There’s a steaming cup of coffee sitting next to her on the table, and it makes him smile, knowing that some things don’t ever change. There’s a comfort to it, to a certain amount of predictability.
He takes one more second to commit the sight to memory — Olivia, absorbed in her phone, a soft smile playing across her features, looking as relaxed as he’s seen her in years — and then he walks over to her, grinning when her eyes light up as soon as she spots him. She gets up from the booth, and he can see it now: the compass, glinting in the light.
“El, hey,” she says, voice soft, halfway to tentative. It makes something clench, deep in his chest.
They stand there, for a second, on the precipice of awkward, and then somehow they’re moving, both coming together, arms wrapping around each other in a hug. Elliot inhales, face tucked in the crook of her neck, gets a lungful of perfume and shampoo and Olivia. Something settles inside him at the contact, like static dissipating into the quiet. Something clicks into place.
The hug lasts a moment longer than what’s probably appropriate for a Friday night in a public diner, but the place is half empty and no one pays them much attention. When they break apart, they’ve got matching shy smiles on their faces.
“I’m, I’m so glad we could do this—” Olivia says, when they’ve settled into the booth. There it is again, that mounting awkwardness, and God, that’s what Elliot was afraid of. Not that she wouldn’t let him in, this time, but that when they tried reconnecting, they’d flounder, right out of the gate. Elliot reaches for her hand across the formica tabletop, squeezes once, twice.
She calmed him down like this when they were headed to Fort Lee for Eli; he figures it’s high time he returned the favour. “Liv, ‘s just me.”
Olivia laughs at that, a breathy, sheepish little thing. “Yeah,” she says, tucking an errant strand of hair behind her ear. “I just… Thought about this a lot, these past few months.”
“Me too.” There’s no use denying it, not when the prospect of seeing her and his kids again was the only thing keeping him sane as he and Tweaker criss-crossed the region. Not that he’d even want to minimize it, not with her, so he says, “Been looking forward to this moment for a long time.”
Olivia smirks. “And you haven’t even ordered any fries yet.”
Elliot lets out a laugh at that, deep and low, eyes crinkling. “You just want me to get them so you can steal half, Benson.”
She shrugs, all put-on innocence, and sure enough, the waitress takes that moment to appear at their table, leaving Olivia stifling a giggle as Elliot orders the obligatory portion of fries. They get sandwiches, too, but he skips the coffee, and Olivia rolls her eyes, entirely too fond.

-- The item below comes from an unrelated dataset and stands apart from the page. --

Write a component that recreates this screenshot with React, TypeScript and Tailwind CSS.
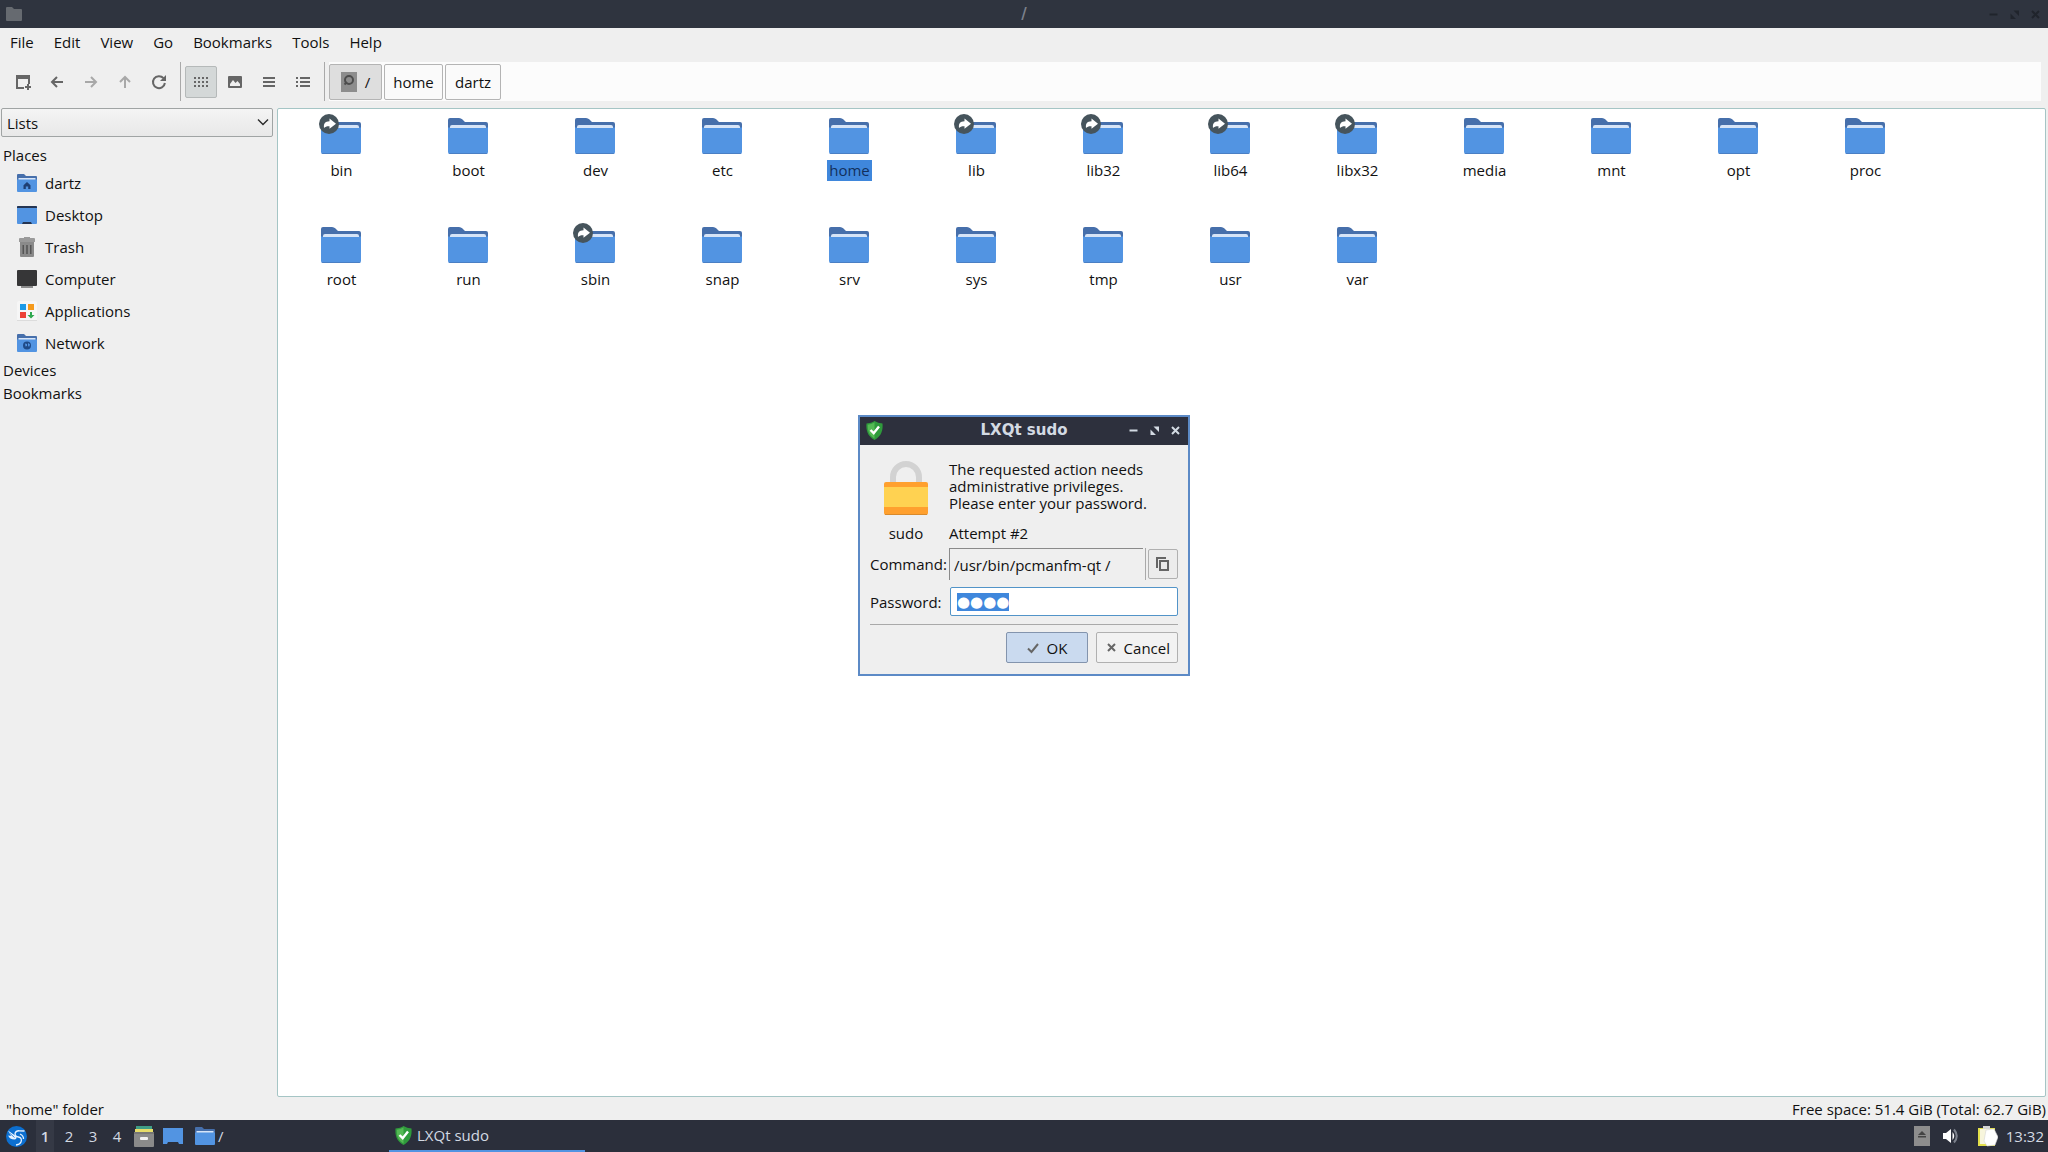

That near-awkwardness he was worried about is gone now, dissolved into the air, and Elliot’s glad for it. Glad for the steaming basket of fries the waitress sets down smack dab in the middle of the table, like she could tell they weren’t just his. Glad for the way Olivia launches into a story about Noah’s latest dance recital, eyes bright as she tells him about her kid.
He fills her in on his kids, too, until she confesses that she knows all of the updates already, because she and Kathleen get coffee once a month. Says she hopes that’s okay, and breathes out a sigh of relief when he tells her he’ll have to tag along one day.
He loves that even in his absence, Olivia was still a part of his family. Right where she belongs.
The clock on the far wall is creeping close to ten when he dares broach it: the compass, the one he’d told her he hoped would lead her to happiness. “You’re still wearing it.”
She nods. “Every day.”
“And is it, ah…” He clears his throat, suddenly hesitant. “Is it working, do you think? Leading you where you want to be?”
The corners of Olivia’s mouth turn up in a smile. “I think I’m not quite there yet,” she says, and his heart stutters wildly in his chest, “but I know I’m going in the right direction.”
“Yeah?”
Olivia reaches out across the table and takes his hand. “Positive.”